If caching is enabled (e.g., Redis), prices load instantly. Otherwise, WooCommerce retrieves the regular price, checks for a sale price, and determines the current price, applying any active filters for modifications.

Variable products add complexity, as WooCommerce evaluates all variations to determine the correct price range. This can slow performance, especially with upsells, cross-sells, and large catalogs where multiple pricing queries run in the background.

To optimize performance, WooCommerce caches prices using transients—effective for small stores but limiting under high traffic. Object caching solutions like Redis improve scalability by reducing redundant calculations.

WooCommerce pricing isn’t just about storage—it’s about efficient processing, caching, and optimization to ensure fast, accurate pricing across the store.


Caching for Performance

WooCommerce pricing relies heavily on caching to improve performance, reducing the number of database queries and speeding up page loads.
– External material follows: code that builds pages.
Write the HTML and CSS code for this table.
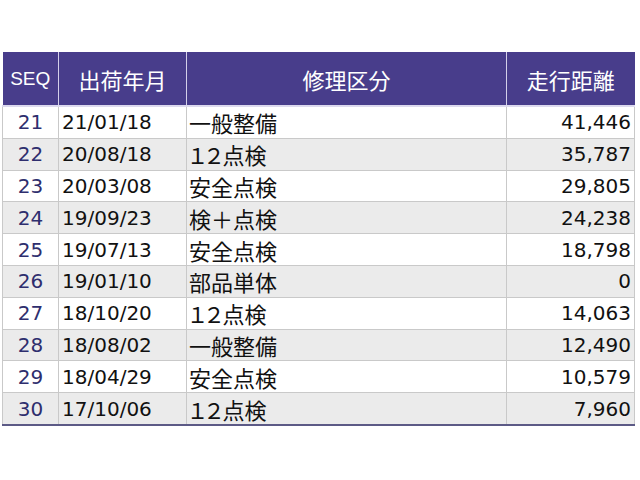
FILE: index.html
```html
<!DOCTYPE html>
<html lang="ja">
<head>
<meta charset="utf-8">
<link rel="stylesheet" href="styles.css">
</head>
<body>
<div class="wrap">
<table class="grid">
<colgroup><col class="c-seq"><col class="c-date"><col class="c-kind"><col class="c-dist"></colgroup>
<thead>
<tr><th class="h-seq">SEQ</th><th>出荷年月</th><th>修理区分</th><th>走行距離</th></tr>
</thead>
<tbody>
<tr><td class="seq">21</td><td class="date">21/01/18</td><td class="kind">一般整備</td><td class="dist">41,446</td></tr>
<tr><td class="seq">22</td><td class="date">20/08/18</td><td class="kind">１２点検</td><td class="dist">35,787</td></tr>
<tr><td class="seq">23</td><td class="date">20/03/08</td><td class="kind">安全点検</td><td class="dist">29,805</td></tr>
<tr><td class="seq">24</td><td class="date">19/09/23</td><td class="kind">検＋点検</td><td class="dist">24,238</td></tr>
<tr><td class="seq">25</td><td class="date">19/07/13</td><td class="kind">安全点検</td><td class="dist">18,798</td></tr>
<tr><td class="seq">26</td><td class="date">19/01/10</td><td class="kind">部品単体</td><td class="dist">0</td></tr>
<tr><td class="seq">27</td><td class="date">18/10/20</td><td class="kind">１２点検</td><td class="dist">14,063</td></tr>
<tr><td class="seq">28</td><td class="date">18/08/02</td><td class="kind">一般整備</td><td class="dist">12,490</td></tr>
<tr><td class="seq">29</td><td class="date">18/04/29</td><td class="kind">安全点検</td><td class="dist">10,579</td></tr>
<tr><td class="seq">30</td><td class="date">17/10/06</td><td class="kind">１２点検</td><td class="dist">7,960</td></tr>
</tbody>
</table>
</div>
</body>
</html>
```
FILE: styles.css
```css
html, body {
  margin: 0;
  padding: 0;
  background: #ffffff;
}
.wrap {
  padding: 52px 6px 0 2px;
}
.grid {
  width: 632px;
  table-layout: fixed;
  border-collapse: collapse;
  font-family: "DejaVu Sans", "Noto Sans CJK JP", sans-serif;
  font-size: 20px;
  color: #111111;
  border-bottom: 2px solid #5c5a86;
}
.c-seq { width: 56px; }
.c-date { width: 128px; }
.c-kind { width: 320px; }
.c-dist { width: 128px; }
.grid th {
  background: #483d8b;
  color: #ffffff;
  font-family: "Noto Sans CJK JP", sans-serif;
  font-weight: normal;
  height: 53px;
  padding: 0;
  text-align: center;
  border-left: 1px solid #d4d0ea;
  border-bottom: 2px solid #dcd9ee;
  font-size: 22px;
}
.grid th:first-child { border-left: none; }
.grid th.h-seq {
  font-family: "Liberation Sans", sans-serif;
  font-size: 19px;
}
.grid td {
  height: 30.8px;
  padding: 0 3px;
  border: 1px solid #c9c9c9;
  line-height: 1;
  white-space: nowrap;
}
.grid tbody tr:nth-child(even) td { background: #ebebeb; }
.grid td.seq {
  text-align: center;
  color: #2e2e6e;
  padding: 0;
}
.grid td.date { text-align: left; }
.grid td.kind {
  text-align: left;
  padding-left: 2px;
  font-family: "Noto Sans CJK JP", sans-serif;
  font-size: 22px;
  font-feature-settings: "palt" 1;
}
.grid td.dist { text-align: right; }
```
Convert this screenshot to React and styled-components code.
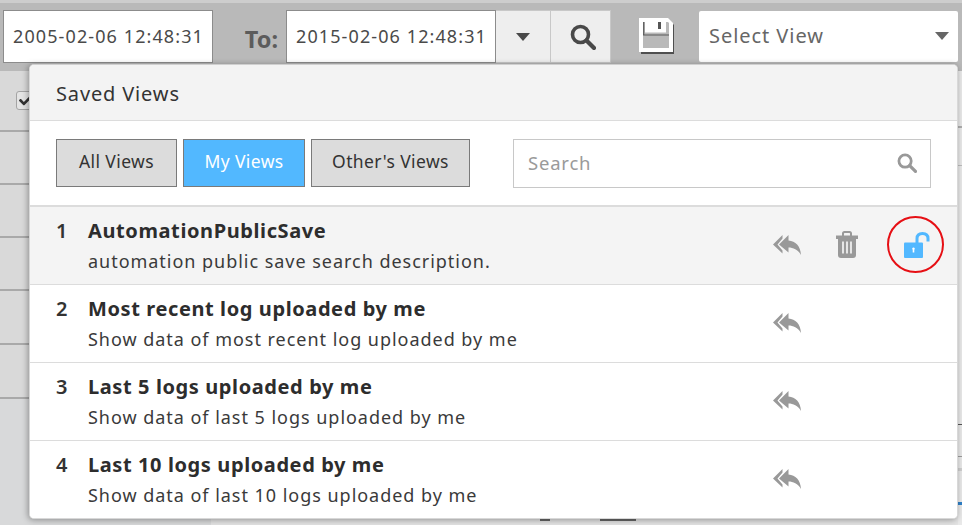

However, if not handled properly, caching can lead to stale pricing, where customers see outdated prices due to cached values.

Understanding how WooCommerce caches prices—and how to manage those caches—can help ensure your store remains fast while still displaying accurate prices.

How WooCommerce Caches Prices

WooCommerce primarily caches prices using transients—temporary stored values that speed up database queries.

When a product price is retrieved, WooCommerce follows this process:

  1. Check if the price is stored in a transient
    • If cached, WooCommerce skips querying the database and returns the stored price.
  2. If no cached price is found, fetch it from the database
    • WooCommerce retrieves the price, applies pricing rules, and then stores the result in cache for future requests.
  3. Store the price in the cache
    • WooCommerce automatically caches regular prices, sale prices, and variation prices.

The main transient for WooCommerce pricing is:

_transient_wc_var_prices_<product_id>

For variable products, WooCommerce also stores variation price hashes to track when cached prices should be invalidated.

Customizing the WooCommerce Price Cache

If your store uses dynamic pricing (such as customer-specific discounts), you may need to modify how WooCommerce handles caching to prevent stale prices.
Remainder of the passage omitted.